La doctrine économique du Blok (solidarisme national) rejette toute forme de lutte de classes, l’État flamand doit trouver dans sa solidarité de peuple sa base de société. Pour garder les entrepreneurs en Flandre, la Flandre doit être plus aimable vis à vis des entrepreneurs. La société providence actuelle doit être remplacée par une société avec un grand esprit de compétition. Les « profiteurs » de la société providence perdent leur droit aux allocations. Pour que les autochtones puissent être intégrés de nouveau dans le système, les allochtones doivent être expulsés. Le Blok ne le dit pas avec tant de mots, mais toute forme de créativité en dehors du circuit du travail salarié et du système (les arts, l’autodidactisme, l’activisme politique…) doit être repoussée. Tout doit être sacrifié au bénéfice du marché et du principe « métro-boulot-dodo ».

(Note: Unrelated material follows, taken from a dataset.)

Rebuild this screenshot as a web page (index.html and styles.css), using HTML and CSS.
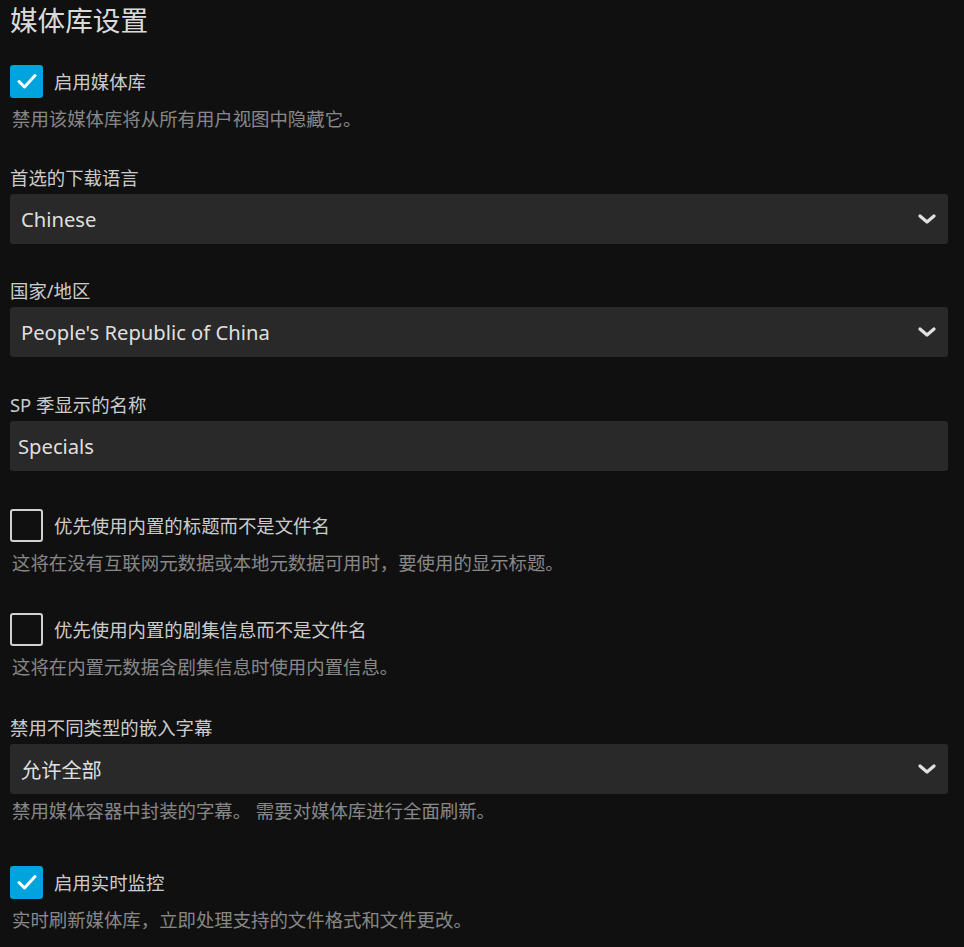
FILE: index.html
```html
<!DOCTYPE html>
<html lang="zh-CN">
<head>
    <meta charset="UTF-8">
    <meta name="viewport" content="width=device-width, initial-scale=1.0">
    <title>媒体库设置</title>
    <link rel="stylesheet" href="styles.css">
</head>
<body>
    <div class="container">
        <h1>媒体库设置</h1>

        <div class="check-field">
            <label class="check-row">
                <span class="box checked">
                    <svg viewBox="0 0 24 24" width="24" height="24"><polyline points="4,12.5 9.5,18 20,6.5"/></svg>
                </span>
                <span class="check-label">启用媒体库</span>
            </label>
            <div class="desc">禁用该媒体库将从所有用户视图中隐藏它。</div>
        </div>

        <div class="field">
            <div class="field-label">首选的下载语言</div>
            <div class="select">
                <span>Chinese</span>
                <svg class="chevron" viewBox="0 0 18 10" width="18" height="10"><polyline points="2,2 9,8 16,2"/></svg>
            </div>
        </div>

        <div class="field">
            <div class="field-label">国家/地区</div>
            <div class="select">
                <span>People's Republic of China</span>
                <svg class="chevron" viewBox="0 0 18 10" width="18" height="10"><polyline points="2,2 9,8 16,2"/></svg>
            </div>
        </div>

        <div class="field">
            <div class="field-label">SP 季显示的名称</div>
            <input type="text" class="text-input" value="Specials">
        </div>

        <div class="check-field">
            <label class="check-row">
                <span class="box"></span>
                <span class="check-label">优先使用内置的标题而不是文件名</span>
            </label>
            <div class="desc">这将在没有互联网元数据或本地元数据可用时，要使用的显示标题。</div>
        </div>

        <div class="check-field">
            <label class="check-row">
                <span class="box"></span>
                <span class="check-label">优先使用内置的剧集信息而不是文件名</span>
            </label>
            <div class="desc">这将在内置元数据含剧集信息时使用内置信息。</div>
        </div>

        <div class="field with-desc">
            <div class="field-label">禁用不同类型的嵌入字幕</div>
            <div class="select">
                <span>允许全部</span>
                <svg class="chevron" viewBox="0 0 18 10" width="18" height="10"><polyline points="2,2 9,8 16,2"/></svg>
            </div>
            <div class="desc">禁用媒体容器中封装的字幕。 需要对媒体库进行全面刷新。</div>
        </div>

        <div class="check-field">
            <label class="check-row">
                <span class="box checked">
                    <svg viewBox="0 0 24 24" width="24" height="24"><polyline points="4,12.5 9.5,18 20,6.5"/></svg>
                </span>
                <span class="check-label">启用实时监控</span>
            </label>
            <div class="desc">实时刷新媒体库，立即处理支持的文件格式和文件更改。</div>
        </div>
    </div>
</body>
</html>
```

FILE: styles.css
```css
body {
    margin: 0;
    padding: 0;
    background-color: #101010;
    color: rgba(255, 255, 255, 0.8);
    font-family: "Noto Sans", "Noto Sans CJK SC", sans-serif;
    font-size: 18.4px;
}
.container {
    padding: 0 16px 0 10px;
}
h1 {
    margin: 0;
    padding-top: 4px;
    font-size: 27.6px;
    font-weight: 400;
    line-height: 33px;
    color: rgba(255, 255, 255, 0.87);
}

/* spacing between rows */
.check-field {
    margin-top: 27px;
}
.field + .check-field {
    margin-top: 37.5px;
}
.check-field + .check-field {
    margin-top: 38px;
}
.field.with-desc + .check-field {
    margin-top: 42px;
}
.check-field + .field {
    margin-top: 34px;
}
.check-field + .field.with-desc {
    margin-top: 36px;
}
.field + .field {
    margin-top: 34.5px;
}

.check-row {
    display: flex;
    align-items: center;
    gap: 11px;
    height: 34px;
}
.box {
    box-sizing: border-box;
    width: 33px;
    height: 33px;
    border: 2px solid #d0d0d0;
    border-radius: 3px;
    display: flex;
    align-items: center;
    justify-content: center;
}
.box.checked {
    border-color: #00a4dc;
    background-color: #00a4dc;
}
.box svg polyline {
    fill: none;
    stroke: #fff;
    stroke-width: 3;
    stroke-linecap: round;
    stroke-linejoin: round;
}
.check-label {
    line-height: 25px;
}
.desc {
    margin-top: 7.5px;
    padding-left: 2px;
    font-size: 18.4px;
    line-height: 25px;
    color: rgba(255, 255, 255, 0.5);
}
.field-label {
    line-height: 25px;
    margin-bottom: 4px;
}
.select {
    box-sizing: border-box;
    height: 50px;
    background-color: #292929;
    border-radius: 3px;
    display: flex;
    align-items: center;
    justify-content: space-between;
    padding: 0 12px 0 11px;
    font-size: 20.2px;
    color: rgba(255, 255, 255, 0.87);
}
.chevron polyline {
    fill: none;
    stroke: #e0e0e0;
    stroke-width: 3.2;
    stroke-linecap: round;
    stroke-linejoin: round;
}
.field .desc {
    margin-top: 4px;
}
.text-input {
    display: block;
    box-sizing: border-box;
    width: 100%;
    height: 50px;
    margin: 0;
    padding: 0 8px;
    border: none;
    border-radius: 3px;
    background-color: #292929;
    font-family: inherit;
    font-size: 20.2px;
    color: rgba(255, 255, 255, 0.87);
    outline: none;
}
```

Des campagnes récentes, qui mettent l’accent sur l’importance du « travail pour le peuple de chez nous », se réfèrent en fait à une morale du travail soutenant le système. Le « prolétariat » flamand n’est pas seulement monté contre le prolétariat allochtone, mais aussi contre le « profitariat » flamand. L’année dernière Alexandra Colen, une femme catholique de droite, qui s’est faite connaître auprès du public flamand d’une façon lesbophobe en accusant les campagnes publicitaires où deux femmes nues sont montrées enlacées, a proposé d’abolir le droit de vote pour les chômeurs bénéficiaires d’allocations. Cela allait d’ailleurs à l’encontre des idées de Dewinter entre autres, parce que la campagne contre le « profitariat » ne peut pas être menée trop ouvertement.

Le pouvoir ou l’influence des syndicats doit être cassé pour instaurer de nouvelles tactiques de caractère disciplinaire. Les grèves doivent être interdites et les syndicats doivent être transformés en associations d’entreprises et de professions corporatistes, s’occupant seulement de la compétence professionnelle ou de la qualité de travail de leurs membres. Des campagnes antiracistes des syndicats sont une épine dans le pied du Vlaams Blok et selon eux, il voudrait mieux confier la formation politique à d’autres organisations (les partis de droite ?).